Freedom, Happiness and Necessity

Reviewing a book on Secular Faith and Spiritual Freedom in the October 7 Nation, academic Peter E. Gordon summarizes a number of philosophical arguments in favor of socialism. One of these has a familiar ring to it: "People can realize themselves and achieve true happiness only if they have the freedom to pursue their individual and collective goals, and they can do that only if they do not find their life paths obstructed at every turn by economic need." This echoes a Marxist distinction between a "realm of necessity" and a "realm of freedom" that non-Marxists, conservatives in general and perhaps most people have never accepted. The criteria for freedom and happiness implicit here are simply too stringent without reflecting people's historic lived experience. It's not "false consciousness" to believe both that the world doesn't owe you a living and that you can be both free and happy in such a world. Happiness is self-evidently subjective, but so is freedom -- it wouldn't be freedom otherwise. To assert that freedom only exists only certain conditions may seem philosophically sound, but the consciousness of freedom and the sense of happiness that follows from it are not answerable to logic. The sort of formulation paraphrased by Gordon presumes an objective definition of both freedom and happiness when none really exists.

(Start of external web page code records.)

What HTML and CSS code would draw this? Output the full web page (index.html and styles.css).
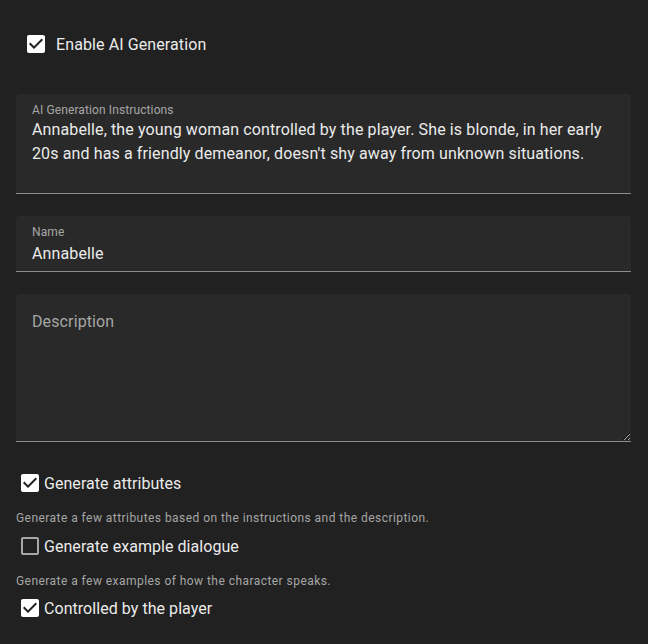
FILE: index.html
```html
<!DOCTYPE html>
<html lang="en">
<head>
<meta charset="utf-8">
<title>Character</title>
<link rel="stylesheet" href="styles.css">
</head>
<body>
<div class="page">
  <label class="toggle">
    <svg class="cb" viewBox="0 0 24 24" width="24" height="24"><path fill="#ffffff" d="M19 3H5c-1.11 0-2 .9-2 2v14c0 1.1.89 2 2 2h14c1.11 0 2-.9 2-2V5c0-1.1-.89-2-2-2zm-9 14l-5-5 1.41-1.41L10 14.17l7.59-7.59L19 8l-9 9z"/></svg>
    <span class="toggle-text">Enable AI Generation</span>
  </label>

  <div class="field field-instructions">
    <div class="field-label">AI Generation Instructions</div>
    <div class="field-value">Annabelle, the young woman controlled by the player. She is blonde, in her early 20s and has a friendly demeanor, doesn't shy away from unknown situations.</div>
  </div>

  <div class="field field-name">
    <div class="field-label">Name</div>
    <div class="field-value">Annabelle</div>
  </div>

  <textarea class="field-area" placeholder="Description"></textarea>

  <div class="options">
    <label class="option">
      <svg class="cb" viewBox="0 0 24 24" width="24" height="24"><path fill="#ffffff" d="M19 3H5c-1.11 0-2 .9-2 2v14c0 1.1.89 2 2 2h14c1.11 0 2-.9 2-2V5c0-1.1-.89-2-2-2zm-9 14l-5-5 1.41-1.41L10 14.17l7.59-7.59L19 8l-9 9z"/></svg>
      <span>Generate attributes</span>
    </label>
    <div class="hint">Generate a few attributes based on the instructions and the description.</div>
    <label class="option">
      <svg class="cb" viewBox="0 0 24 24" width="24" height="24"><path fill="#a8a8a8" d="M19 3H5c-1.11 0-2 .89-2 2v14a2 2 0 0 0 2 2h14a2 2 0 0 0 2-2V5a2 2 0 0 0-2-2m0 2v14H5V5h14z"/></svg>
      <span>Generate example dialogue</span>
    </label>
    <div class="hint hint-second">Generate a few examples of how the character speaks.</div>
    <label class="option">
      <svg class="cb" viewBox="0 0 24 24" width="24" height="24"><path fill="#ffffff" d="M19 3H5c-1.11 0-2 .9-2 2v14c0 1.1.89 2 2 2h14c1.11 0 2-.9 2-2V5c0-1.1-.89-2-2-2zm-9 14l-5-5 1.41-1.41L10 14.17l7.59-7.59L19 8l-9 9z"/></svg>
      <span>Controlled by the player</span>
    </label>
  </div>
</div>
</body>
</html>
```
FILE: styles.css
```css
html, body {
  margin: 0;
  padding: 0;
  background: #212121;
  color-scheme: dark;
}
body {
  font-family: Roboto, "Noto Sans", sans-serif;
  color: #ebebeb;
  -webkit-font-smoothing: antialiased;
}
.page {
  padding: 32px 17px 0 16px;
  display: flex;
  flex-direction: column;
}
.toggle {
  display: flex;
  align-items: center;
  padding-left: 8px;
  height: 24px;
  gap: 8px;
  font-size: 16px;
  letter-spacing: 0.1px;
}
.cb {
  display: block;
  flex: none;
}
.field {
  background: #292929;
  border-radius: 4px 4px 0 0;
  border-bottom: 1px solid #8c8c8c;
  padding: 10px 16px 0 16px;
  box-sizing: border-box;
}
.field-label {
  font-size: 12px;
  line-height: 12px;
  color: #a6a6a6;
  letter-spacing: 0.009375em;
}
.field-value {
  font-size: 16px;
  line-height: 24px;
  letter-spacing: 0.0075em;
  color: #ebebeb;
}
.field-instructions {
  margin-top: 38px;
  height: 100px;
}
.field-instructions .field-value {
  margin-top: 2px;
}
.field-name {
  margin-top: 22px;
  height: 56px;
}
.field-name .field-value {
  margin-top: 4px;
}
.field-area {
  margin: 22px 0 0 0;
  display: block;
  width: 100%;
  height: 148px;
  box-sizing: border-box;
  background: #292929;
  border: none;
  border-bottom: 1px solid #8c8c8c;
  border-radius: 4px 4px 0 0;
  padding: 16px 16px 0 16px;
  font-family: Roboto, "Noto Sans", sans-serif;
  font-size: 16px;
  line-height: 24px;
  letter-spacing: 0.0075em;
  color: #ebebeb;
  resize: vertical;
  outline: none;
}
.field-area::placeholder {
  color: #a6a6a6;
  opacity: 1;
}
.options {
  display: flex;
  flex-direction: column;
  margin-top: 29px;
}
.option {
  display: flex;
  align-items: center;
  height: 24px;
  padding-left: 2px;
  gap: 2px;
  font-size: 16px;
  letter-spacing: 0.05px;
}
.hint {
  font-size: 12px;
  line-height: 16px;
  letter-spacing: 0.45px;
  color: #a6a6a6;
  margin: 15px 0 8px 0;
}
.hint-second {
  margin: 15px 0 7px 0;
}
```
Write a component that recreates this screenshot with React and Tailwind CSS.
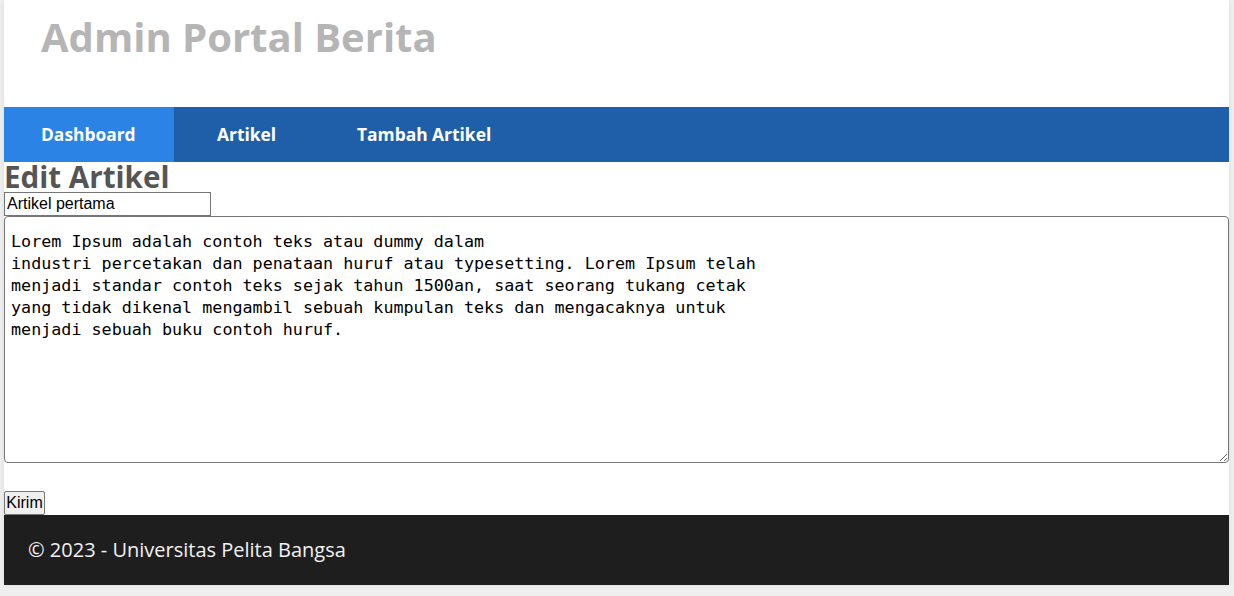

It tends to reinforce the impression that socialists, or leftists in general, simply can't cope with the world as it is -- that they, in short, are losers. It's a wrong impression so long as not everything about "the world as it is" is unalterable, and some things ought to be altered. But holding out for the abolition of necessity, or believing it can abolished by legislation, is overly idealistic and contrary to past socialist (or at least communist) practice. Fortunately for socialists, there are other potentially more persuasive philosophical arguments they can employ. But the revulsion at necessity cited here seems all too much like the way many of today's younger leftists feel about the world. It makes you wonder what they really mean when they talk about the necessity of change.